» Job
Transcribe the material exactly. Images do not belong in the copy.
+ + + + +
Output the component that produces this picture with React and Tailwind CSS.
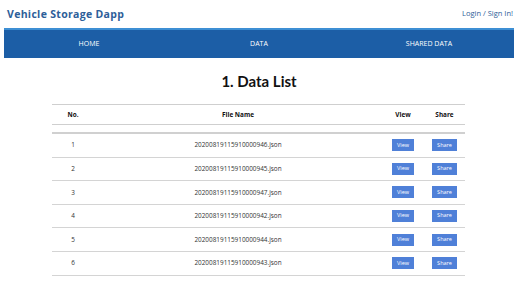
const files = [
  "20200819115910000946.json",
  "20200819115910000945.json",
  "20200819115910000947.json",
  "20200819115910000942.json",
  "20200819115910000944.json",
  "20200819115910000943.json",
];

const cols = "grid grid-cols-[42px_288px_42px_41px] items-center";

export default function App() {
  return (
    <div className="w-[525px] h-[292px] bg-white font-['Open_Sans',sans-serif] overflow-hidden">
      {/* Top bar */}
      <div className="flex items-center justify-between h-[28px] pl-[7px] pr-[12px]">
        <h1 className="text-[10.5px] font-bold tracking-[0.03em] text-[#2d5e99] leading-none">
          Vehicle Storage Dapp
        </h1>
        <a className="text-[7.5px] text-[#2d5e99] leading-none">Login / Sign In!</a>
      </div>

      {/* Nav */}
      <nav className="ml-[4px] w-[510px] h-[30px] bg-[#1c5ea6] border-t-[2px] border-[#3d8fd4] grid grid-cols-3 items-center text-[7px] text-white">
        <span className="text-center">HOME</span>
        <span className="text-center">DATA</span>
        <span className="text-center">SHARED DATA</span>
      </nav>

      {/* Title */}
      <h2 className="text-center text-[15px] font-bold font-['Lato',sans-serif] text-[#111] leading-none mt-[16px] ml-[4px] w-[510px]">
        1. Data List
      </h2>

      {/* Table */}
      <div className="ml-[52px] w-[413px] mt-[15px] text-[6.4px] text-[#333]">
        <div className={`${cols} h-[21px] border-t-[1.5px] border-b-[1.5px] border-[#cfcfcf] font-bold text-[#111]`}>
          <span className="text-center">No.</span>
          <span className="text-center">File Name</span>
          <span className="text-center">View</span>
          <span className="text-center">Share</span>
        </div>
        <div className="h-[9px] border-b-[2px] border-[#d0d0d0]" />
        {files.map((f, i) => (
          <div key={f} className={`${cols} h-[23.6px] border-b-[1.5px] border-[#d4d4d4]`}>
            <span className="text-center">{i + 1}</span>
            <span className="text-center">{f}</span>
            <span className="flex justify-center">
              <button className="w-[22px] h-[12px] bg-[#4f80d8] text-white text-[5.5px] leading-none">View</button>
            </span>
            <span className="flex justify-center">
              <button className="w-[25px] h-[12px] bg-[#4f80d8] text-white text-[5.5px] leading-none">Share</button>
            </span>
          </div>
        ))}
      </div>
    </div>
  );
}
+ + + + +
» Solution to this problem
Output the component that produces this picture with React and Tailwind CSS.
const files = [
  "20200819115910000946.json",
  "20200819115910000945.json",
  "20200819115910000947.json",
  "20200819115910000942.json",
  "20200819115910000944.json",
  "20200819115910000943.json",
];

const cols = "grid grid-cols-[42px_288px_42px_41px] items-center";

export default function App() {
  return (
    <div className="w-[525px] h-[292px] bg-white font-['Open_Sans',sans-serif] overflow-hidden">
      {/* Top bar */}
      <div className="flex items-center justify-between h-[28px] pl-[7px] pr-[12px]">
        <h1 className="text-[10.5px] font-bold tracking-[0.03em] text-[#2d5e99] leading-none">
          Vehicle Storage Dapp
        </h1>
        <a className="text-[7.5px] text-[#2d5e99] leading-none">Login / Sign In!</a>
      </div>

      {/* Nav */}
      <nav className="ml-[4px] w-[510px] h-[30px] bg-[#1c5ea6] border-t-[2px] border-[#3d8fd4] grid grid-cols-3 items-center text-[7px] text-white">
        <span className="text-center">HOME</span>
        <span className="text-center">DATA</span>
        <span className="text-center">SHARED DATA</span>
      </nav>

      {/* Title */}
      <h2 className="text-center text-[15px] font-bold font-['Lato',sans-serif] text-[#111] leading-none mt-[16px] ml-[4px] w-[510px]">
        1. Data List
      </h2>

      {/* Table */}
      <div className="ml-[52px] w-[413px] mt-[15px] text-[6.4px] text-[#333]">
        <div className={`${cols} h-[21px] border-t-[1.5px] border-b-[1.5px] border-[#cfcfcf] font-bold text-[#111]`}>
          <span className="text-center">No.</span>
          <span className="text-center">File Name</span>
          <span className="text-center">View</span>
          <span className="text-center">Share</span>
        </div>
        <div className="h-[9px] border-b-[2px] border-[#d0d0d0]" />
        {files.map((f, i) => (
          <div key={f} className={`${cols} h-[23.6px] border-b-[1.5px] border-[#d4d4d4]`}>
            <span className="text-center">{i + 1}</span>
            <span className="text-center">{f}</span>
            <span className="flex justify-center">
              <button className="w-[22px] h-[12px] bg-[#4f80d8] text-white text-[5.5px] leading-none">View</button>
            </span>
            <span className="flex justify-center">
              <button className="w-[25px] h-[12px] bg-[#4f80d8] text-white text-[5.5px] leading-none">Share</button>
            </span>
          </div>
        ))}
      </div>
    </div>
  );
}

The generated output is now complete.